◆ MATERIAL FOR THIS TASK
______________________________
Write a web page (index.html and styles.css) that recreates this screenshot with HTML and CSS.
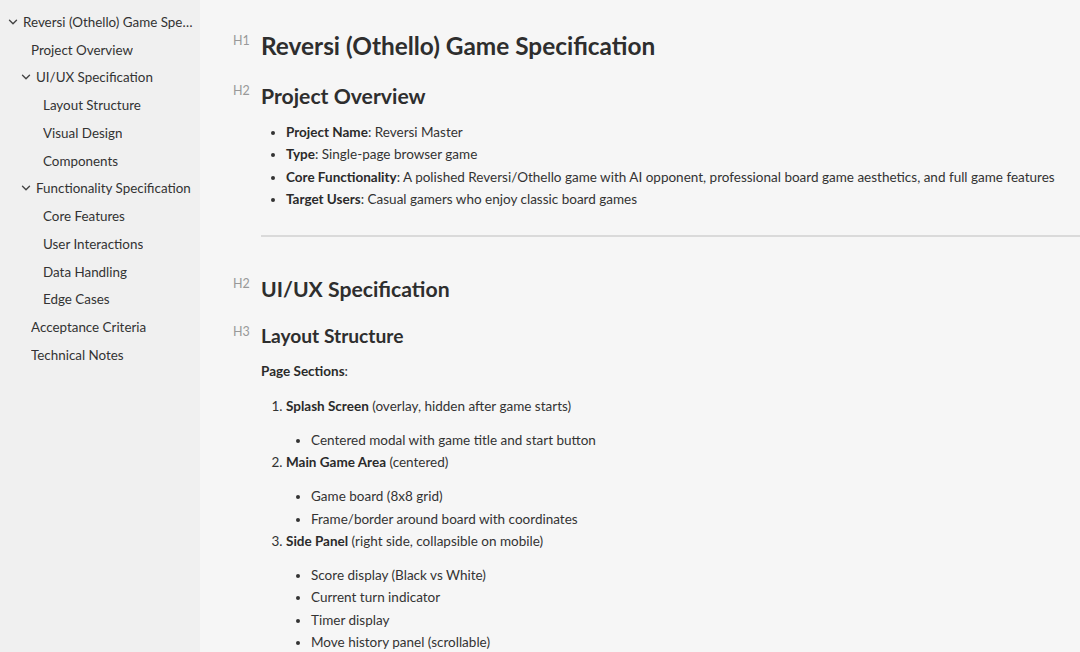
______________________________
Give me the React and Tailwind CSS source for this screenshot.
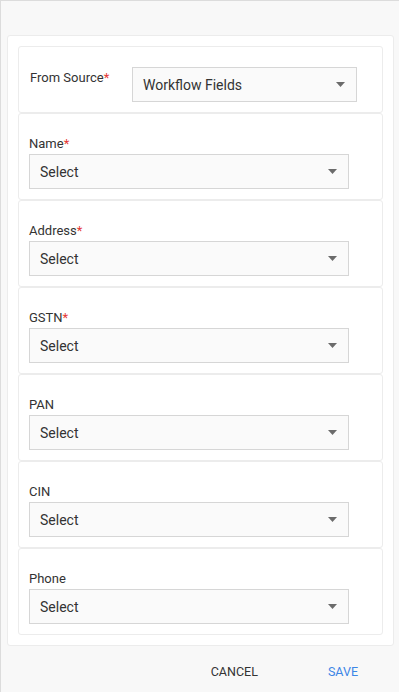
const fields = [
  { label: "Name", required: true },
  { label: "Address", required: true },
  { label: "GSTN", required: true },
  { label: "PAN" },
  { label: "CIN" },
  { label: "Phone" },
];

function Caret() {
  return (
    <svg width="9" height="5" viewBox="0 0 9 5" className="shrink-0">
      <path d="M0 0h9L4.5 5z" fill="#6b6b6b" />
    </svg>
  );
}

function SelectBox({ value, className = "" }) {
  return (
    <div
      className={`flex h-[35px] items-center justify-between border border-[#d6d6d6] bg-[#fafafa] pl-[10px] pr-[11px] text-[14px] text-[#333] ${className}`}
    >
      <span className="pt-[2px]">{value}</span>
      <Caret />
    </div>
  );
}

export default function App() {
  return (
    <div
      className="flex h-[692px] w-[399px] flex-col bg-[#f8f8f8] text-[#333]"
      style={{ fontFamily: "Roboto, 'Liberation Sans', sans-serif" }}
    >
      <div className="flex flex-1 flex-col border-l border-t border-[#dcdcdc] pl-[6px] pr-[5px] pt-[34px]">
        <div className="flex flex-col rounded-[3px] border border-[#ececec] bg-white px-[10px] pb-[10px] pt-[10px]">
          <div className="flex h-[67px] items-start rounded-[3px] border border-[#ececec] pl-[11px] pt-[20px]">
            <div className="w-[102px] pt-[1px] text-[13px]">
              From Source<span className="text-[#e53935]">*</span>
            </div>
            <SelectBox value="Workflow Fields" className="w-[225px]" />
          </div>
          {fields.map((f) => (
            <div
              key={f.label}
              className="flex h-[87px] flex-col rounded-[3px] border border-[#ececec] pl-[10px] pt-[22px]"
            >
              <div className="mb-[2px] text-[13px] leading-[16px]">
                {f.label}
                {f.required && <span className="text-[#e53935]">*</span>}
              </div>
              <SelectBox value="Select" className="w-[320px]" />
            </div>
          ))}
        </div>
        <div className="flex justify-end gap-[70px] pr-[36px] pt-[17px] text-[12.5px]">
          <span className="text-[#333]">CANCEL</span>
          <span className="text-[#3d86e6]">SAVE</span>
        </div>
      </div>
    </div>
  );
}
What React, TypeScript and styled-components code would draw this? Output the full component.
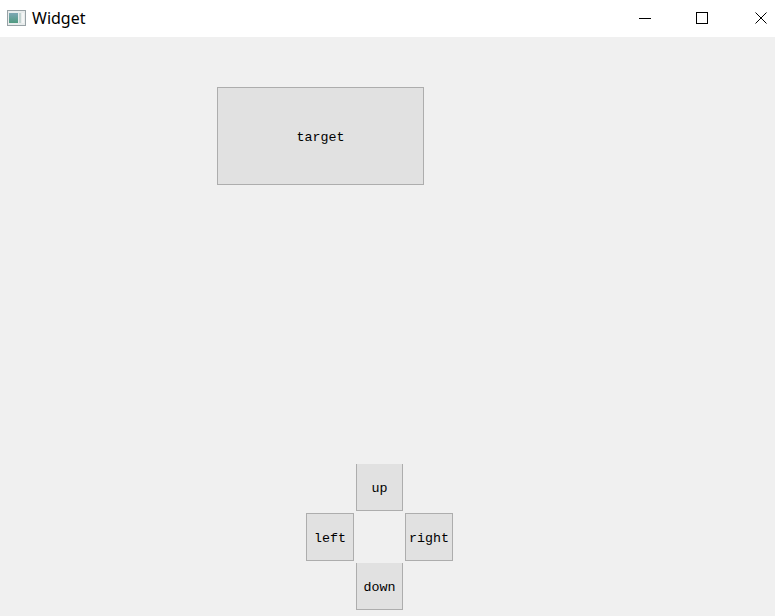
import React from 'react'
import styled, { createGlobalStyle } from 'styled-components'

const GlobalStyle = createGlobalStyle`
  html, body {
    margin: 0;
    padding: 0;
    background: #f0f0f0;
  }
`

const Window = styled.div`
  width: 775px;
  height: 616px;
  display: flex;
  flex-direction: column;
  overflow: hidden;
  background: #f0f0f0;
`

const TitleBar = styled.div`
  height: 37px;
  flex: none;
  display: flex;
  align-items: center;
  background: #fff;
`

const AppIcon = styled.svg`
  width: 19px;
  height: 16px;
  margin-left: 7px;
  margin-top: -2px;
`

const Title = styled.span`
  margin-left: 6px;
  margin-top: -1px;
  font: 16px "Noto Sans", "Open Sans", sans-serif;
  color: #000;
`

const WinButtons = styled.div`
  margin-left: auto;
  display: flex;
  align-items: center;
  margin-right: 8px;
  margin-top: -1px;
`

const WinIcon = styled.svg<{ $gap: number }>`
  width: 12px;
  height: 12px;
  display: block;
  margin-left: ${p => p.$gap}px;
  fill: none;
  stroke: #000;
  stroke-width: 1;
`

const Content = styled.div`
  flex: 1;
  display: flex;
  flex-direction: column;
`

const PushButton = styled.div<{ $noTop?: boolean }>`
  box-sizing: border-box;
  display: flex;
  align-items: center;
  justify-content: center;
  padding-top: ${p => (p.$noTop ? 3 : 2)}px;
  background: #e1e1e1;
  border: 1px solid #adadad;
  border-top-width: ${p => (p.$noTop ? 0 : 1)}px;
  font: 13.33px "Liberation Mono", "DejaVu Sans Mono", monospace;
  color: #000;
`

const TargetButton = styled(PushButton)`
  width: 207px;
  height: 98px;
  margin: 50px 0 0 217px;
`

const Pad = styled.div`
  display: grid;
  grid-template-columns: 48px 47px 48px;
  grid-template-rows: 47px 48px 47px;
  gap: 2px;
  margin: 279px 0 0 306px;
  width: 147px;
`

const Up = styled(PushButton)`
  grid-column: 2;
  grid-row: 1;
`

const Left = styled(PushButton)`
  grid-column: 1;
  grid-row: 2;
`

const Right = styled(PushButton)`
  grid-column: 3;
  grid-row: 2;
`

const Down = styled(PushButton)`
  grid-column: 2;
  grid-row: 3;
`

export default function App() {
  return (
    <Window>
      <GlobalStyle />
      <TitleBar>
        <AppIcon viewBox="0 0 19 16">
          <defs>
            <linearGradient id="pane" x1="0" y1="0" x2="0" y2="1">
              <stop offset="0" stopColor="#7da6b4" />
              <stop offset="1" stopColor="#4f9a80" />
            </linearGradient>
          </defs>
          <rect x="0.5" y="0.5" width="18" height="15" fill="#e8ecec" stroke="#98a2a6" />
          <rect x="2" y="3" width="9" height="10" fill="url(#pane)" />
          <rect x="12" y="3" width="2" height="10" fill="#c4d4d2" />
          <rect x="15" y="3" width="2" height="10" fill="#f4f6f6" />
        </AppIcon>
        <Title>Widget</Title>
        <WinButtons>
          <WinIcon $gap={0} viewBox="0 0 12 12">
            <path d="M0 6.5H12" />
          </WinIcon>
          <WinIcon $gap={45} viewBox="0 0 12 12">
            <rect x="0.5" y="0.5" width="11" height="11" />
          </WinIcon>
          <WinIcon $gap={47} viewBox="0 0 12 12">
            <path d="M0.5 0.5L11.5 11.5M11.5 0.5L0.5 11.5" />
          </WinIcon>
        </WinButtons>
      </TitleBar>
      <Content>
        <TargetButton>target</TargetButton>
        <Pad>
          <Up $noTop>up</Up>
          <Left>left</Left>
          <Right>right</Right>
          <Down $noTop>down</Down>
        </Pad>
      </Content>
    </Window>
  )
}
______________________________
◆ WHAT THE TASK REQUIRES
Extract each line holding the string "components".

◆ FULL RESPONSE
What React, TypeScript and styled-components code would draw this? Output the full component.
import styled, { createGlobalStyle } from 'styled-components'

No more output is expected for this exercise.